Don't decide who you need until you've determined what you need

When formulating a new project, idea, or team, it’s natural and typical to pull in the usual suspects. You know who they are without thinking about it too hard, though it’ll differ by person or project: you might pull in people by title (a Product Person, a Design Person, a Technical Person), or by familiarity and past work together, or you might just go with whoever’s available.

This is easy to justify. It’s not even necessarily even the wrong people. But it’s not the right way to build your team.

Instead, first consider what specifically you need from people to succeed here.

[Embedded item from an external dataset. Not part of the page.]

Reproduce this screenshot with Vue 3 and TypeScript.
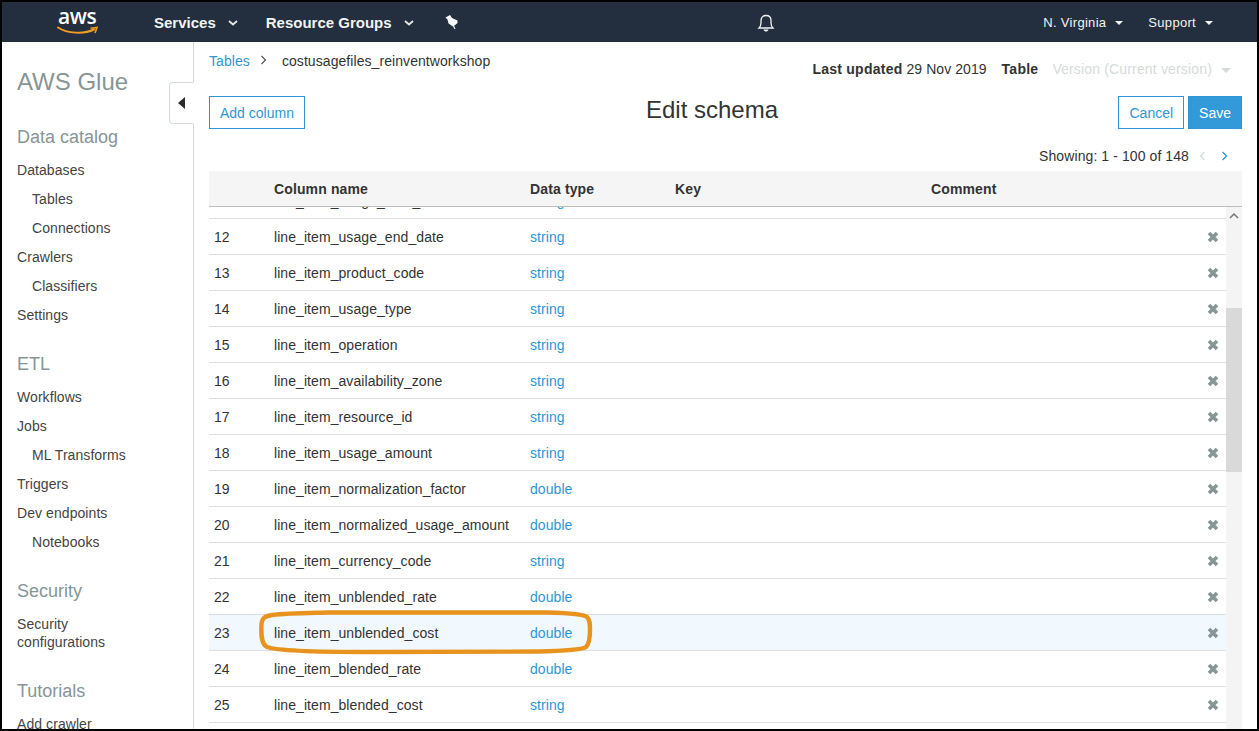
<script setup lang="ts">
interface Row { n: number; name: string; type: string; active?: boolean }
const rows: Row[] = [
  { n: 11, name: 'line_item_usage_start_date', type: 'string' },
  { n: 12, name: 'line_item_usage_end_date', type: 'string' },
  { n: 13, name: 'line_item_product_code', type: 'string' },
  { n: 14, name: 'line_item_usage_type', type: 'string' },
  { n: 15, name: 'line_item_operation', type: 'string' },
  { n: 16, name: 'line_item_availability_zone', type: 'string' },
  { n: 17, name: 'line_item_resource_id', type: 'string' },
  { n: 18, name: 'line_item_usage_amount', type: 'string' },
  { n: 19, name: 'line_item_normalization_factor', type: 'double' },
  { n: 20, name: 'line_item_normalized_usage_amount', type: 'double' },
  { n: 21, name: 'line_item_currency_code', type: 'string' },
  { n: 22, name: 'line_item_unblended_rate', type: 'double' },
  { n: 23, name: 'line_item_unblended_cost', type: 'double', active: true },
  { n: 24, name: 'line_item_blended_rate', type: 'double' },
  { n: 25, name: 'line_item_blended_cost', type: 'string' },
  { n: 26, name: 'line_item_line_item_description', type: 'string' },
]
interface Group { title?: string; items: { label: string; sub?: boolean; tall?: boolean }[] }
const groups: Group[] = [
  { title: 'Data catalog', items: [
    { label: 'Databases' }, { label: 'Tables', sub: true }, { label: 'Connections', sub: true },
    { label: 'Crawlers' }, { label: 'Classifiers', sub: true }, { label: 'Settings' } ] },
  { title: 'ETL', items: [
    { label: 'Workflows' }, { label: 'Jobs' }, { label: 'ML Transforms', sub: true },
    { label: 'Triggers' }, { label: 'Dev endpoints' }, { label: 'Notebooks', sub: true } ] },
  { title: 'Security', items: [ { label: 'Security configurations', tall: true } ] },
  { title: 'Tutorials', items: [ { label: 'Add crawler' } ] },
]
</script>

<template>
  <div class="frame">
    <header class="nav">
      <div class="logo">
        <span class="logo-text">aws</span>
        <svg class="smile" width="42" height="10" viewBox="0 0 42 10">
          <path d="M1 1.500C10 7.500 27 8.500 37 3.500" fill="none" stroke="#f39c1f" stroke-width="2" stroke-linecap="round" />
          <path d="M33.500 2.200L40 1.500L38 7" fill="none" stroke="#f39c1f" stroke-width="1.600" />
        </svg>
      </div>
      <span class="nav-link">Services</span>
      <svg class="chev" width="10" height="6" viewBox="0 0 10 6"><path d="M1 1l4 3.500L9 1" fill="none" stroke="#e8e8e8" stroke-width="1.800" /></svg>
      <span class="nav-link second">Resource Groups</span>
      <svg class="chev" width="10" height="6" viewBox="0 0 10 6"><path d="M1 1l4 3.500L9 1" fill="none" stroke="#e8e8e8" stroke-width="1.800" /></svg>
      <svg class="pin" width="13" height="14" viewBox="0 0 13 14">
        <path d="M0.500 2.500L5 0L7 3L12.500 5.500L12.500 8L9.500 10.500L8 11.500L3.500 8.500L2.500 4.500Z" fill="#f7f8f8" />
        <path d="M8 10L10 14" fill="none" stroke="#f7f8f8" stroke-width="1.100" />
      </svg>
      <div class="nav-center">
        <svg width="18" height="20" viewBox="0 0 18 20">
          <path d="M2 15c1.500-1.500 2-2.500 2-5V7.500C4 4.500 6 2.500 9 2.500s5 2 5 5V10c0 2.500.5 3.500 2 5z" fill="none" stroke="#f2f3f3" stroke-width="1.300" />
          <path d="M6.500 16.500h5c-.5 1.500-1.500 2-2.500 2s-2-.5-2.500-2z" fill="#f2f3f3" />
        </svg>
      </div>
      <span class="nav-right">N. Virginia</span><span class="caret light"></span>
      <span class="nav-right support">Support</span><span class="caret light"></span>
    </header>

    <div class="body">
      <aside class="side">
        <h1 class="brand">AWS Glue</h1>
        <section v-for="g in groups" :key="g.title" class="group">
          <h2 class="group-title">{{ g.title }}</h2>
          <a v-for="i in g.items" :key="i.label" class="item" :class="{ sub: i.sub, tall: i.tall }">{{ i.label }}</a>
        </section>
        <button class="collapse" type="button" aria-label="Collapse"><span class="tri"></span></button>
      </aside>

      <main class="main">
        <div class="top">
          <div class="crumbs">
            <a class="link">Tables</a>
            <svg width="8" height="10" viewBox="0 0 8 10"><path d="M1.500 1l4 4-4 4" fill="none" stroke="#555" stroke-width="1.200" /></svg>
            <span>costusagefiles_reinventworkshop</span>
          </div>
          <div class="meta">
            <b>Last updated</b> 29 Nov 2019
            <b class="tbl">Table</b>
            <span class="version">Version (Current version)</span><span class="caret grey"></span>
          </div>
        </div>

        <div class="title-row">
          <div class="left"><button class="btn" type="button">Add column</button></div>
          <div class="page-title">Edit schema</div>
          <div class="right">
            <button class="btn" type="button">Cancel</button>
            <button class="btn primary" type="button">Save</button>
          </div>
        </div>

        <div class="pager">
          Showing: 1 - 100 of 148
          <svg class="pg first" width="7" height="10" viewBox="0 0 7 10"><path d="M5.500 1l-4 4 4 4" fill="none" stroke="#d5dbdb" stroke-width="1.300" /></svg>
          <svg class="pg" width="7" height="10" viewBox="0 0 7 10"><path d="M1.500 1l4 4-4 4" fill="none" stroke="#2e96d6" stroke-width="1.300" /></svg>
        </div>

        <div class="thead cols">
          <span></span><span>Column name</span><span>Data type</span><span>Key</span><span>Comment</span>
        </div>

        <div class="scroller">
          <div class="rows">
            <div v-for="r in rows" :key="r.n" class="row cols" :class="{ active: r.active }">
              <span>{{ r.n }}</span>
              <span>{{ r.name }}</span>
              <a class="link">{{ r.type }}</a>
              <span></span>
              <span></span>
              <svg class="del" width="12" height="12" viewBox="0 0 12 12">
                <path d="M2 2l8 8M10 2l-8 8" fill="none" stroke="#879596" stroke-width="3.600" />
              </svg>
            </div>
          </div>
          <div class="scrollbar">
            <svg class="up" width="10" height="6" viewBox="0 0 10 6"><path d="M1 5l4-4 4 4" fill="none" stroke="#777" stroke-width="1.500" /></svg>
            <div class="thumb"></div>
          </div>
        </div>
      </main>
    </div>

    <svg class="callout" width="336" height="46" viewBox="0 0 336 46">
      <path d="M3.500 14C4 8 7 6 14 5C30 3 50 3 70 2.500L290 2.500C310 3 326 4 329 7C332 10 332 14 332 20C332 28 331 34 328 37C324 40 305 41 280 41.500L110 42C60 42 20 41 9 37C3 34 3 24 3.500 14Z" fill="none" stroke="#e8931e" stroke-width="4.400" />
    </svg>
  </div>
</template>

<style>
html, body { margin: 0; padding: 0; }
</style>

<style scoped>
.frame {
  position: relative;
  box-sizing: border-box;
  width: 1259px;
  height: 731px;
  border: 2px solid #000;
  background: #fff;
  overflow: hidden;
  font-family: "Liberation Sans", Arial, sans-serif;
  font-size: 14px;
  letter-spacing: 0.07px;
  color: #333;
  display: flex;
  flex-direction: column;
}
.nav {
  flex: none;
  height: 40px;
  box-sizing: border-box;
  padding-top: 1px;
  background: #232f3e;
  display: flex;
  align-items: center;
  color: #fff;
}
.logo {
  width: 152px;
  flex: none;
  display: flex;
  flex-direction: column;
  align-items: flex-start;
  padding-left: 55px;
  box-sizing: border-box;
  margin-top: -1px;
}
.logo-text {
  font-family: "Open Sans", sans-serif;
  font-size: 21px;
  font-weight: 600;
  line-height: 15px;
  height: 17px;
  letter-spacing: -0.4px;
  color: #fff;
  padding-left: 1px;
}
.nav-link { font-weight: 700; font-size: 15px; letter-spacing: 0; color: #f2f3f3; }
.second { margin-left: 28px; }
.chev { margin-left: 12px; margin-top: 1px; }
.pin { margin-left: 31px; margin-top: -1px; }
.nav-center { flex: 1; display: flex; justify-content: center; padding-left: 32px; box-sizing: border-box; }
.nav-right { font-size: 13px; letter-spacing: 0.3px; color: #f2f3f3; }
.support { margin-left: 25px; }
.caret { display: inline-block; width: 0; height: 0; border-left: 4px solid transparent; border-right: 4px solid transparent; }
.caret.light { border-top: 4px solid #f2f3f3; margin-left: 9px; }
.nav > .caret:last-child { margin-right: 44px; }
.body { flex: 1; min-height: 0; display: flex; }
.side {
  position: relative;
  flex: none;
  width: 176px;
  border-right: 1px solid #d5dbdb;
  padding-left: 15px;
}
.brand { margin: 26px 0 0; font-size: 24px; line-height: 27px; font-weight: 400; letter-spacing: 0; color: #879596; }
.group-title { margin: 31px 0 8px; font-size: 18px; line-height: 22px; font-weight: 400; letter-spacing: 0; color: #879596; }
.group + .group .group-title { margin-top: 23px; }
.item { display: block; height: 29px; line-height: 29px; color: #444; }
.item.sub { padding-left: 15px; }
.item.tall { height: 47px; line-height: 18px; padding-top: 5px; width: 110px; box-sizing: border-box; }
.collapse {
  position: absolute;
  left: 167px;
  top: 40px;
  width: 25px;
  height: 42px;
  padding: 0;
  box-sizing: border-box;
  background: #fff;
  border: 1px solid #d5dbdb;
  border-right: 1px solid #fff;
  border-radius: 4px 0 0 4px;
  display: flex;
  align-items: center;
  justify-content: center;
}
.tri { width: 0; height: 0; border-top: 6px solid transparent; border-bottom: 6px solid transparent; border-right: 7px solid #2b2b2b; }
.main { flex: 1; min-width: 0; padding: 0 15px; display: flex; flex-direction: column; }
.top { height: 54px; flex: none; display: flex; justify-content: space-between; }
.crumbs { display: flex; align-items: center; height: 38px; }
.crumbs svg { margin: 0 14px 2px 10px; }
.link { color: #2e96d6; }
.meta { padding-top: 17px; line-height: 20px; margin-right: 11px; color: #333; }
.meta b { font-weight: 700; letter-spacing: 0.25px; }
.tbl { margin-left: 11px; }
.version { margin-left: 14px; color: #d5dbdb; letter-spacing: 0.16px; }
.caret.grey { border-top: 5px solid #d5dbdb; border-left-width: 5px; border-right-width: 5px; margin-left: 9px; vertical-align: 1px; }
.title-row { flex: none; height: 33px; display: grid; grid-template-columns: 437px auto 1fr; align-items: center; }
.page-title { font-size: 24px; letter-spacing: 0; color: #333; position: relative; top: -3px; }
.right { display: flex; justify-content: flex-end; gap: 4px; }
.btn {
  height: 33px;
  padding: 0 10px;
  box-sizing: border-box;
  font: inherit;
  letter-spacing: 0;
  color: #2e96d6;
  background: #fff;
  border: 1px solid #2e96d6;
}
.btn.primary { background: #339ad9; color: #fff; }
.pager { flex: none; height: 42px; padding-top: 11px; box-sizing: border-box; display: flex; align-items: center; justify-content: flex-end; padding-right: 14px; line-height: 24px; letter-spacing: 0.09px; }
.pg { margin-left: 15px; }
.pg.first { margin-left: 10px; }
.cols { display: grid; grid-template-columns: 65px 256px 145px 256px 1fr; align-items: center; }
.thead { flex: none; height: 36px; box-sizing: border-box; background: #f5f5f5; border-bottom: 1px solid #bdbdbd; font-weight: 700; letter-spacing: 0.13px; color: #333; }
.scroller { flex: 1; min-height: 0; position: relative; overflow: hidden; display: flex; }
.rows { flex: 1; min-width: 0; margin-top: -24px; }
.row { position: relative; height: 36px; box-sizing: border-box; border-bottom: 1px solid #dfdfdf; }
.row > span:first-child { padding-left: 5px; }
.row.active { background: #f1f8fe; }
.del { position: absolute; right: 7px; top: 12px; }
.scrollbar { flex: none; width: 16px; background: #f4f4f4; position: relative; }
.up { position: absolute; left: 3px; top: 6px; }
.thumb { position: absolute; left: 0; right: 0; top: 101px; height: 164px; background: #d9d9d9; }
.callout { position: absolute; left: 256px; top: 608px; pointer-events: none; }
</style>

Rather than “John and Anja always work well together, let’s get them on board”, or “we need Product and Engineering so grab the most senior available of each”, get into the facets of competencies you need:

  • do you need pixel-perfect designs, and/or deeply empathetic understanding of how a user will navigate the flows of the system, and/or a strong researcher? One of these might be more important than the others.
  • do you need to manage rituals? or be a central hub for communication? or have a strong sense of the business goals and how they relate to the project, allowing them to decide what’s not important and what’s essential?
  • do you need someone that can reliably take an existing system and scale it to millions of users, or someone that can build a new system from scratch, or someone that has deep context and recent experience with the system you’re trying to augment or modify?

Once you’ve figured out what competencies are truly essential, you might end up picking the same people that you would have otherwise. It’s fine to have good instincts.

But often you’ll find something like: the right technical person to pull in is the intern that’s spent the last month linting and upgrading the system you want to modify; or the right product person isn’t the one that runs great rituals, but the one that came out of customer support just last year and knows how your users think; or the right designer is terrible at Figma but great at whiteboarding a user flow.

Nail down the characteristics you need, and then pick your people.